The way NY charters skirt the law is by claiming that minority kids in poverty are “at risk of academic failure”. To me this is borderline racist, classist, and blatant contravention of a law originally passed to find solutions for struggling learners so better practices could be replicated across the whole system.
Instead, they have become exclusive clubs for the most responsible, most involved parents in a community, with high rates of suspensions and “counseling out” disruptive students, and then refusing to backfill the resultant vacancies in upper grades.
These charters win the public debate by touting their stats but hiding how they shirk their primary mission. They win by touting the enormous numbers of applicants who would love their child to be in an orderly, disciplined “safe haven”. But they hide crucial truths – charters are like a see-saw, performing well by brain-draining nearby schools. Charters demand unsustainable commitments from staff and so are less conducive for teachers settling down to have kids.

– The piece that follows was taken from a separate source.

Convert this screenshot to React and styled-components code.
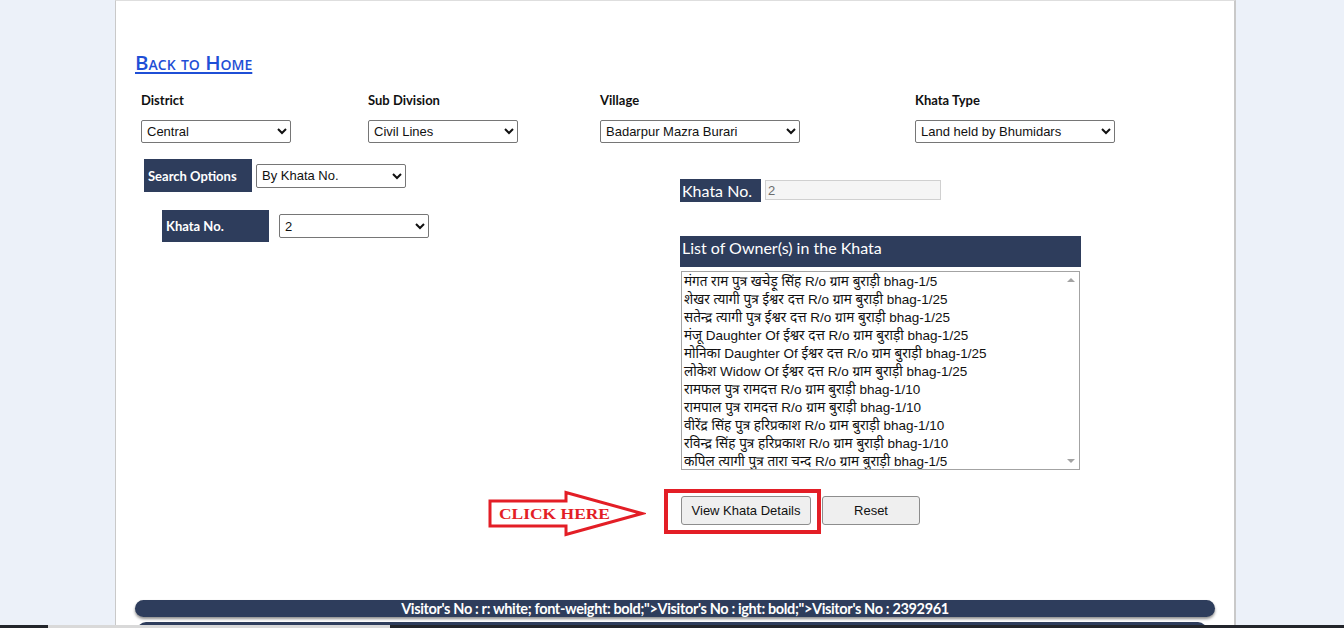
import React from 'react';
import styled, { createGlobalStyle } from 'styled-components';

const GlobalStyle = createGlobalStyle`
  html, body { margin:0; padding:0; background:#ecf1f9; }
  body { font-family: "Liberation Sans", Arial, sans-serif; overflow:hidden; }
`

const Page = styled.div`
  margin-left:115px;
  width:1080px;
  min-height:640px;
  background:#fff;
  border-left:1px solid #c9c9c9;
  border-right:2px solid #c9c9c9;
  border-top:1px solid #dedede;
  padding:48px 19px 0 19px;
  box-sizing:content-box;
`

const BackLink = styled.a`
  display:inline-block;
  font-family: "Open Sans", sans-serif;
  font-variant: small-caps;
  font-weight:600;
  font-size:20.5px;
  line-height:26px;
  color:#1f4fd6;
  text-decoration:underline;
  text-underline-offset:2px;
`

const FilterGrid = styled.div`
  display:grid;
  grid-template-columns:227px 232px 315px 1fr;
  padding-left:6px;
  margin-top:17px;
`

const FieldLabel = styled.div`
  font-family: Lato, sans-serif;
  font-weight:700;
  font-size:13px;
  line-height:16px;
  color:#111;
  margin-bottom:12px;
`

const Select = styled.select`
  width:${p => p.$w || 150}px;
  height:${p => p.$h || 23}px;
  font-family: "Liberation Sans", Arial, sans-serif;
  font-size:13px;
  color:#111;
  background:#fff;
  border:1px solid #767676;
  border-radius:2px;
  padding:0 1px;
`

const Lower = styled.div`
  display:grid;
  grid-template-columns:540px 1fr;
  margin-top:16px;
`

const LeftCol = styled.div`
  display:flex;
  flex-direction:column;
`

const OptionRow = styled.div`
  display:flex;
  align-items:center;
  gap:${p => p.$gap}px;
  padding-left:${p => p.$indent}px;
  margin-top:${p => p.$top || 0}px;
`

const DarkTag = styled.div`
  width:${p => p.$w}px;
  height:${p => p.$h}px;
  box-sizing:border-box;
  background:#2e3d5c;
  color:#fff;
  font-family: Lato, sans-serif;
  font-weight:700;
  font-size:13px;
  display:flex;
  align-items:center;
  padding-left:4px;
`

const RightCol = styled.div`
  display:flex;
  flex-direction:column;
  padding-left:5px;
  padding-top:20px;
`

const KhataRow = styled.div`
  display:flex;
  align-items:flex-start;
  gap:4px;
`

const HeadTag = styled.div`
  width:${p => p.$w}px;
  height:${p => p.$h}px;
  background:#2e3d5c;
  color:#fff;
  font-family: Lato, sans-serif;
  font-size:16px;
  line-height:${p => p.$lh || 24}px;
  padding-left:2px;
  box-sizing:border-box;
  margin-top:${p => p.$top || 0}px;
`

const TextInput = styled.input`
  width:176px;
  height:20px;
  box-sizing:border-box;
  margin-top:1px;
  border:1px solid #d0d0d0;
  background:#f5f5f5;
  color:#6d6d6d;
  font-family: "Liberation Sans", Arial, sans-serif;
  font-size:13px;
  padding:0 2px;
`

const ListBox = styled.div`
  margin:4px 0 0 1px;
  width:399px;
  height:199px;
  box-sizing:border-box;
  border:1px solid #a3a3a3;
  display:flex;
  background:#fff;
  overflow:hidden;
`

const Items = styled.div`
  flex:1;
  padding:1px 0 0 2px;
`

const Item = styled.div`
  font-family: "Liberation Sans", "Noto Sans Devanagari", "Noto Sans", sans-serif;
  font-size:13.5px;
  line-height:18px;
  color:#111;
  white-space:nowrap;
`

const Rail = styled.div`
  width:16px;
  display:flex;
  flex-direction:column;
  justify-content:space-between;
  align-items:center;
  padding:6px 0;
`

const Tri = styled.div`
  width:0; height:0;
  border-left:4px solid transparent;
  border-right:4px solid transparent;
  ${p => p.$down ? 'border-top:4px solid #a3a3a3;' : 'border-bottom:4px solid #a3a3a3;'}
`

const ButtonRow = styled.div`
  position:relative;
  display:flex;
  gap:11px;
  margin:26px 0 0 1px;
`

const Button = styled.button`
  width:${p => p.$w}px;
  height:29px;
  background:#efefef;
  border:1px solid #8d8d8d;
  border-radius:3px;
  font-family: "Liberation Sans", Arial, sans-serif;
  font-size:13px;
  color:#111;
  position:relative;
  z-index:1;
`

const Highlight = styled.div`
  position:absolute;
  left:-17px;
  top:-7px;
  width:157px;
  height:45px;
  box-sizing:border-box;
  border:4px solid #e31e26;
  z-index:2;
  pointer-events:none;
`

const Arrow = styled.svg`
  position:absolute;
  left:-193px;
  top:-6px;
`

const VisitorBar = styled.div`
  margin-top:75px;
  height:17px;
  border-radius:9px;
  background:#2e3d5c;
  box-shadow:0 2px 3px rgba(0,0,0,0.45);
  color:#fff;
  font-family: Lato, sans-serif;
  font-weight:700;
  font-size:14.5px;
  line-height:17px;
  text-align:center;
  letter-spacing:-0.35px;
  white-space:nowrap;
`

const NextBar = styled.div`
  margin:5px 8px 0 2px;
  height:17px;
  border-radius:9px 9px 0 0;
  background:#2e3d5c;
`

const TaskStrip = styled.div`
  position:fixed;
  left:0; right:0; bottom:0;
  height:3px;
  display:flex;
  background:#22252b;
  span{ margin-left:48px; width:342px; background:#d9d9d9; }
`

const owners = [
  'मंगत राम पुत्र खचेड़ू सिंह R/o ग्राम बुराड़ी bhag-1/5',
  'शेखर त्यागी पुत्र ईश्वर दत्त R/o ग्राम बुराड़ी bhag-1/25',
  'सतेन्द्र त्यागी पुत्र ईश्वर दत्त R/o ग्राम बुराड़ी bhag-1/25',
  'मंजू Daughter Of ईश्वर दत्त R/o ग्राम बुराड़ी bhag-1/25',
  'मोनिका Daughter Of ईश्वर दत्त R/o ग्राम बुराड़ी bhag-1/25',
  'लोकेश Widow Of ईश्वर दत्त R/o ग्राम बुराड़ी bhag-1/25',
  'रामफल पुत्र रामदत्त R/o ग्राम बुराड़ी bhag-1/10',
  'रामपाल पुत्र रामदत्त R/o ग्राम बुराड़ी bhag-1/10',
  'वीरेंद्र सिंह पुत्र हरिप्रकाश R/o ग्राम बुराड़ी bhag-1/10',
  'रविन्द्र सिंह पुत्र हरिप्रकाश R/o ग्राम बुराड़ी bhag-1/10',
  'कपिल त्यागी पुत्र तारा चन्द R/o ग्राम बुराड़ी bhag-1/5',
]

const filters = [
  { label:'District', value:'Central', w:150 },
  { label:'Sub Division', value:'Civil Lines', w:150 },
  { label:'Village', value:'Badarpur Mazra Burari', w:200 },
  { label:'Khata Type', value:'Land held by Bhumidars', w:200 },
]

const App = () => {
  return (
    <>
      <GlobalStyle />
      <Page>
        <BackLink href="#">Back to Home</BackLink>

        <FilterGrid>
          {filters.map(f => (
            <div key={f.label}>
              <FieldLabel>{f.label}</FieldLabel>
              <Select $w={f.w} defaultValue={f.value}>
                <option>{f.value}</option>
              </Select>
            </div>
          ))}
        </FilterGrid>

        <Lower>
          <LeftCol>
            <OptionRow $indent={9} $gap={4}>
              <DarkTag $w={108} $h={33}>Search Options</DarkTag>
              <Select $h={24} defaultValue="By Khata No.">
                <option>By Khata No.</option>
              </Select>
            </OptionRow>
            <OptionRow $indent={27} $gap={10} $top={18}>
              <DarkTag $w={107} $h={32}>Khata No.</DarkTag>
              <Select $h={24} defaultValue="2">
                <option>2</option>
              </Select>
            </OptionRow>
          </LeftCol>

          <RightCol>
            <KhataRow>
              <HeadTag $w={81} $h={23} $lh={23}>Khata No.</HeadTag>
              <TextInput value="2" disabled readOnly />
            </KhataRow>
            <HeadTag $w={401} $h={31} $top={34}>List of Owner(s) in the Khata</HeadTag>
            <ListBox>
              <Items>
                {owners.map((o, i) => <Item key={i}>{o}</Item>)}
              </Items>
              <Rail>
                <Tri />
                <Tri $down />
              </Rail>
            </ListBox>
            <ButtonRow>
              <Arrow width="158" height="47" viewBox="0 0 158 47">
                <polygon points="2,11 78,11 78,2.5 154,23.5 78,44.5 78,36 2,36" fill="#fff" stroke="#e31e26" strokeWidth="3" strokeLinejoin="miter" />
                <text x="11" y="29" textLength="111" lengthAdjust="spacingAndGlyphs" fill="#e31e26" fontFamily="'Liberation Serif', serif" fontWeight="700" fontSize="15">CLICK HERE</text>
              </Arrow>
              <Highlight />
              <Button $w={130}>View Khata Details</Button>
              <Button $w={98}>Reset</Button>
            </ButtonRow>
          </RightCol>
        </Lower>

        <VisitorBar>Visitor's No : r: white; font-weight: bold;"&gt;Visitor's No : ight: bold;"&gt;Visitor's No : 2392961</VisitorBar>
        <NextBar />
      </Page>
      <TaskStrip><span /></TaskStrip>
    </>
  );
};

export default App;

Just because no one in Albany is enforcing ithe law does not mean it doesn’t exist. Charters in NY must cater to high needs kids and they baldly are not.
The biggest insult was Michael Petrilli declaring that charters are not for disruptive kids, saying aloud what we all knew – that they just want to teach well behaved kids and do not give a flying flip about kids without great home support.
Another truth recently revealed is that they have been quietly paying parents for charter “advocacy”, which could mean anything from attending rallies to blogging. In all, it’s a nasty subversion of public education and the idea that all kids should be equitably resourced.
The most important constitutional challenge that needs to occur is the one that challenges the educational standards and standardized testing regimes that reward some students, not by race, gender, sexual orientation but by inherent, just like the three classifications mentioned, mental capabilities with moving on to the next grade, garnering scholarships/preferential treatment and/or graduation and that deny and/or punish other students through inherent mental capabilities by holding back students in grade, not allowing students to take courses they may wish to take, and/or not getting diplomas, awards etc. . . .
As stated in the Missouri Constitution about the purpose of government (of which public schools are a part):
“Article 1
Promotion of general welfare–natural rights of persons–equality under the law–purpose of government.
Section 2. That all constitutional government is intended to promote the general welfare of the people; that all persons have a natural right to life, liberty, the pursuit of happiness and the enjoyment of the gains of their own industry; that all persons are created equal and are entitled to equal rights and opportunity under the law; that to give security to these things is the principal office of government, and that when government does not confer this security, it fails in its chief design.”
I contend that the rewards and denials as outlined above contravene Section 2 of the Missouri Constitution. I’d bet that most state’s constitutions have similar language. Someone needs to take advantage of the constitutional guarantees like Section 2 and challenge the standards and testing regimes as discriminatory.
I thought I read somewhere that it was the League of Women Voters who initiated this lawsuit against charters. Is that true? If so, good for them! And–have they announced plans for such a lawsuit in other states?
We have a pretty good state Supreme Court in California, and I think it would have a chance here.
Can the US SC overturn decisions of state SCs?
As state legislators are often corrupt and bought off by he wealthy charter industry, and the public can easily be fooled with tons of advertising on ballot initiatives, courts may be the best way to go.